Recently, I was looking for a faster alternative to the math exp(x) function. I found something that suited me very well, most often this solution is called Ankerl algorithm. Refs :
https://github.com/ekmett/approximate/blob/master/cbits/fast.c https://martin.ankerl.com/2012/01/25/optimized-approximative-pow-in-c-and-cpp/
There is typical Ankerl exp function implementation on C
double exp_fast(double a)
{
union { double d; long long x; } u;
u.x = (long long)(6497320848556798LL * a + 0x3fef127e83d16f12LL);
return u.d;
}
int main()
{
for (float x = 0; x < 10; x += 0.01)
std::cout << x << '\t'
<< exp(x) << '\t'
<< exp_fast(x)
<< std::endl;
return 0;
}
Unfortunately I could not find a description of this algorithm. Perhaps in the literature it is called something else. I tried to plot this function and was very surprised - this is a piecewise linear approximation of the exponent function! It works perfectly in a very wide range of output values. All graphs contain about a thousand points (click to zoom)
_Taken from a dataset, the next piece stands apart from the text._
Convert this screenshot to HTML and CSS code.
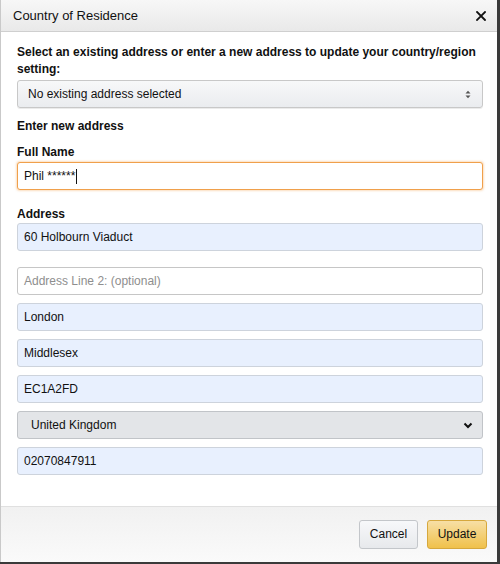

I could not understand exactly how it works despite all efforts. It surprises me how such a simple code can give such good approximation. I will be very grateful if someone can clearly explain how this works and from what considerations the values 6497320848556798LL, 0x3fef127e83d16f12LL are chosen. And the second thing - is it safe to use such a solution or is it a sort of dirty hack which should be avoided?